The Best Holiday Guide to Mexico City

The Zocalo, Mexico City

The Zocalo, Mexico City, has always been at the heart of capital stretching from the Aztec era through to the present day. This vast open space is surrounded by the city’s most historically important buildings but the square itself is constructed from bland gray blocks which actually makes the space appear dull and drab.

 mexico city Zocalo

The cathedral dominates the Zocalo

The only vivid colours in the area are from the massive Mexican flag which flutters gentle in the polluted tinged air. The great atmosphere comes not from the square but from the Mexicans who flock to the area to shop, have fortunes predicted or perform Aztec rituals and for this alone a visit to the Zocalo, Mexico City is an enjoyable experience.

Sights found in the Zocalo Mexico City

The Zocalo is dominated by the most important religious building of Latin America the Cathedral of Mexico (Catedral Metropolitana de la Ciudad de México) and its Churriguerscon styled companion the Sagrario. Along the entire eastern side is the National Palace, the official home of the president of Mexico and during the colonial era the residence of the Spanish viceroys.

 mexico city Zocalo

The city hall of Mexico City is positioned on the south side of the Zocalo while the reminder of the south side and western edge contain government offices and private residences that are housed within grand colonial buildings. The large flag at the centre of the Zocalo, Mexico City is ceremonially raised in the morning and lowered at dusk to be safely stored within the National Palace at night. The square measures 240m by 240m.

Though the Zocalo is at the heart of capital the great square was never modeled on the grand European squares or plazas and over the generations has been either left to degrade or act an impromptu market. Only one Mexican leader made a conscious effort to improve the area and even the name, Zocalo, is a jibe at the failings of government to complete grand projects.

 mexico city Zocalo

Zocalo means base or foundation and was the name given to the square in jest at the large base that was constructed for a statue that was never completed. This base of the nonexistent statue reminded for many generations and though the square should be called the Plaza de la Constitución all Mexicans know it as the Zocalo. This name even caught on in other towns who renamed their central squares as the Zocalo.

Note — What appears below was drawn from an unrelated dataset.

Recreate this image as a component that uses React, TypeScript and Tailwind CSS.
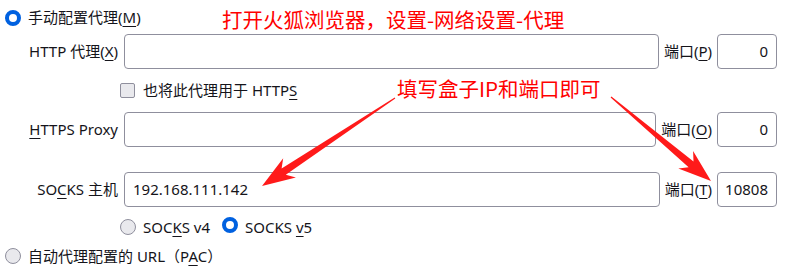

Zocalo Mexico City Early History

The Zocalo was first set aside by the Aztecs who used the Zocalo as their secondary open arena for public ceremonies. After the invasion of the Spanish lead by Cortés the city was redesigned with the square at the centre of their administration; with the construction of the cathedral, Viceregal Palace and important government offices. Originally the cathedral was surround by two squares the Plaza Mayor (present day Zocalo) and the Plaza Chica which was to the north of the cathedral but was later built upon.

The early use of the Zocalo, Mexico City was as a market but the area was plagued by floods, the worst occurring in 1629 when the square was flooded to a depth of 2meters. The markets were cleared after a rioting mob burnt down the Viceregal Palace the cause for the disturbance originated in the market. The square was completely cleared for the Parian.

Zocalo Mexico City Modern History

This lasted until the independence of Mexico when upon the Zocalo slipped back to become a market. Commentators from the era described the area as shabby, dirty and unbefitting of a central square in an important city. The largest change to the Zocalo occurred during Emperor Maximilian’s rule of 1864 – 1867 when the Zocalo was transformed into a grand plaza inspired by European designs.

This alteration, which was fashioned on French design, was not unexpected as Napoleon III of France was the military backing behind his rule. A pavilion was constructed, grand fountains were imported and trees lined the walk ways but nothing of this remains today. The Zocalo Mexico City, which visitors see today was inspired during the late 1990’s as Cuauhtémoc Cárdenas tried to regenerate the area at a colossal cost.